Recently, cases decided in favor of the investors as plaintiffs have started to emerge in both types of disputes. In the first civil compensation case of market manipulation, a Chinese pharmaceutical company listed on the stock market manipulated stock prices by releasing false information. More representatively, the case of a nature person manipulating the stock price of P2P Financial Information Service Co., Ltd. that was tried by Shanghai Financial Court in 2022 involved multiple severe violations such as continuous trading, wash sale, false declarations, and manipulation by information asymmetry. For insider trading, there is only one civil case, the "xxx Securities Company's Fat-Finger Error case". However, judgments in this case in 2016 have not triggered the emergence of similar disputes.

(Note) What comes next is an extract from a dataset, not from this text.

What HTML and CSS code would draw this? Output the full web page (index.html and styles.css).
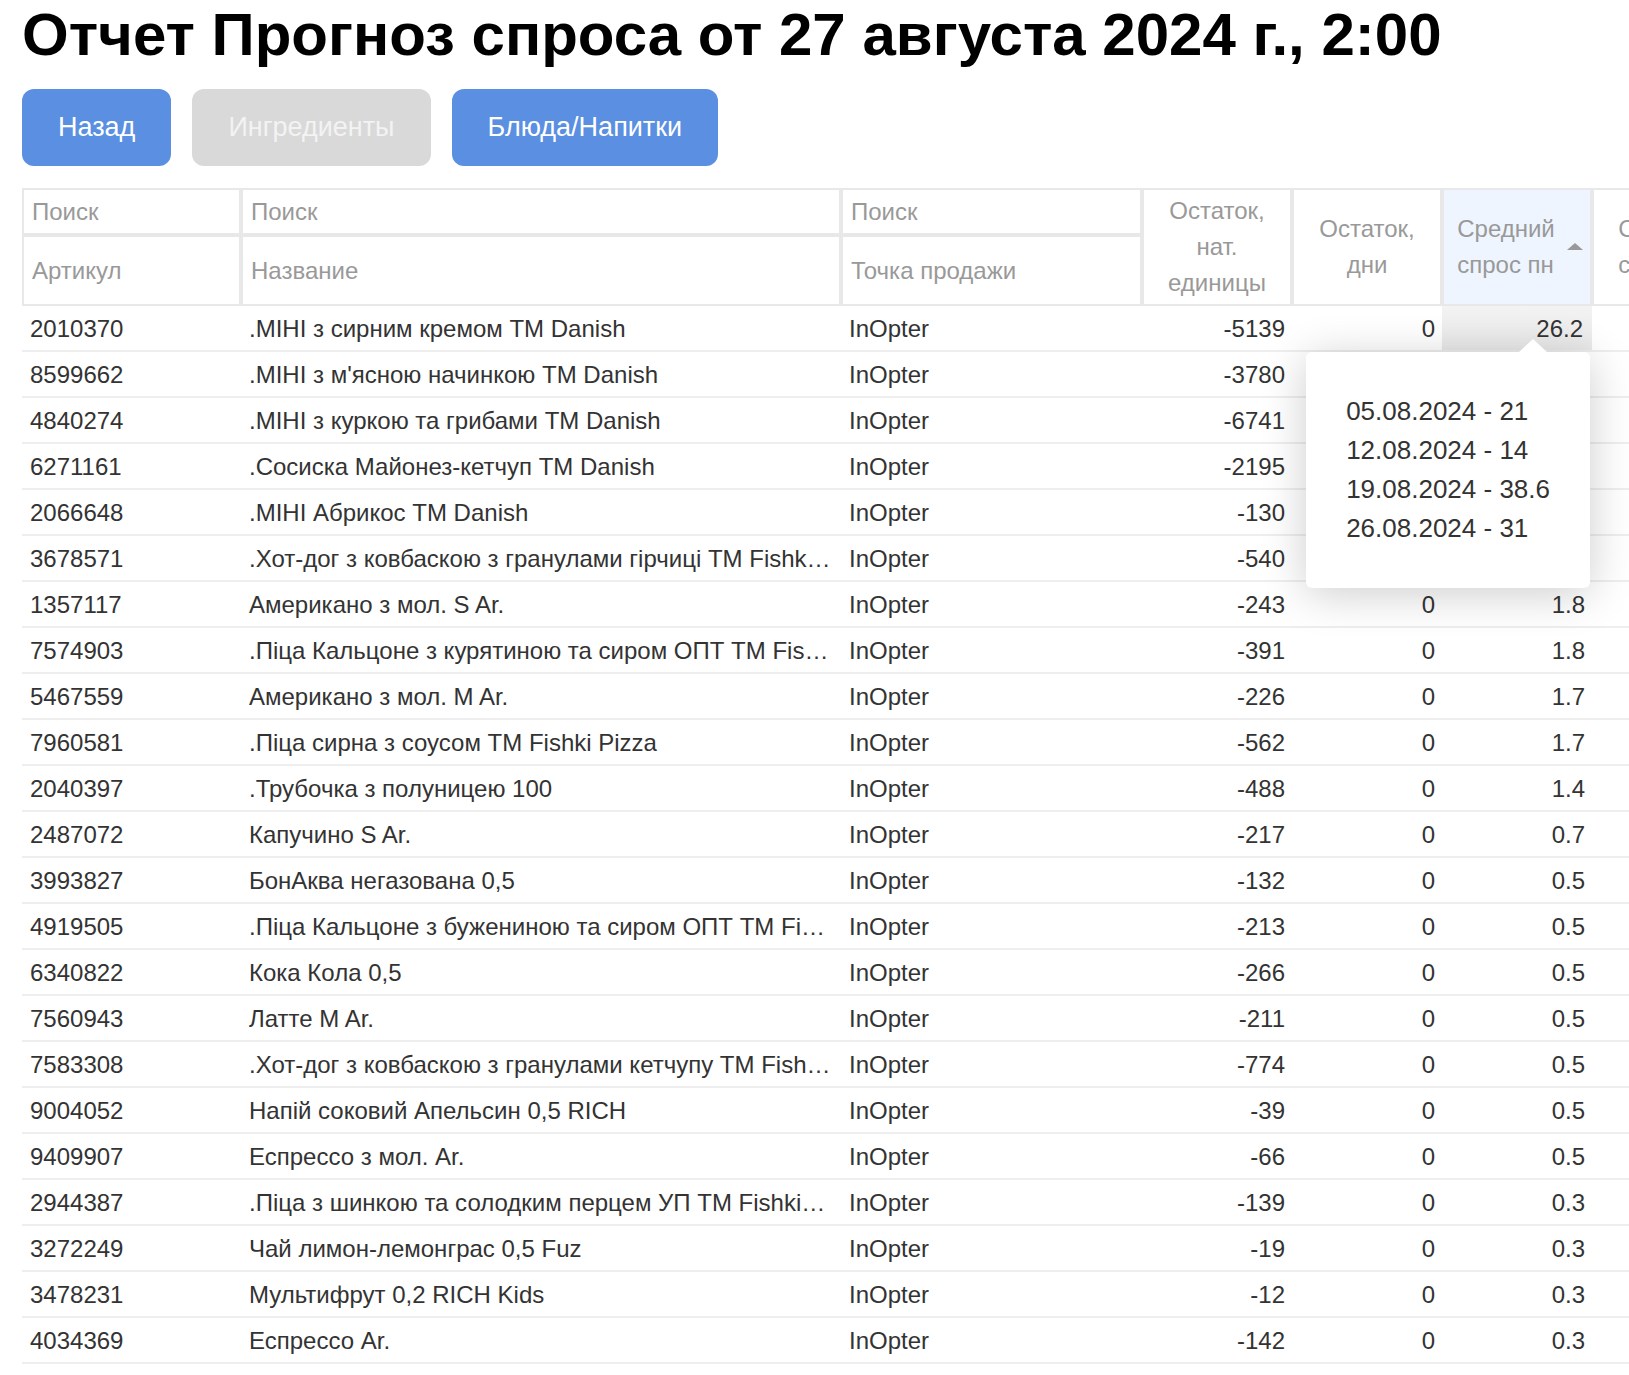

Generally speaking, the judicial practice in pursuing civil liability for market manipulation and insider trading is far less developed than that of false statements; however, it is likely to enter a period of rapid development after the full registration reform. One reason is that existing cases have drawn on the successful experiences of false statement cases in terms of core judicial logic, namely registration-based capital markets are centered on information disclosure. In the future, with the further development of false statement dispute rules and theories, the handling of civil liability disputes arising from other illegal securities behaviors will also be improved. On the other hand, what is more important is that the full implementation of the registration-based system is a milestone in China's steady approach to "market-oriented and law-based" capital markets. Under this background, the establishment and improvement of civil liability legal systems and judicial rules will be given higher priority. In a public occasion, at the Annual Conference of Financial Street Forum 2022 held in Shanghai in November 2022, Wenxue Lin, Head of the Civil Adjudication Tribunal No.2 of the Supreme People's Court, clearly stated that "[f] raudulent offerings, insider trading, and market manipulation are the 'tumors' of the capital markets. We need to start to study the civil compensation issues arising from insider trading and market manipulation."
Therefore, the impact of full implementation of the registration-based system on China's capital markets is deeply rooted in culture and ideas and reflected in practice, which will further promote the development of major legal issues such as civil liabilities for insider trading and market manipulation in China's capital markets.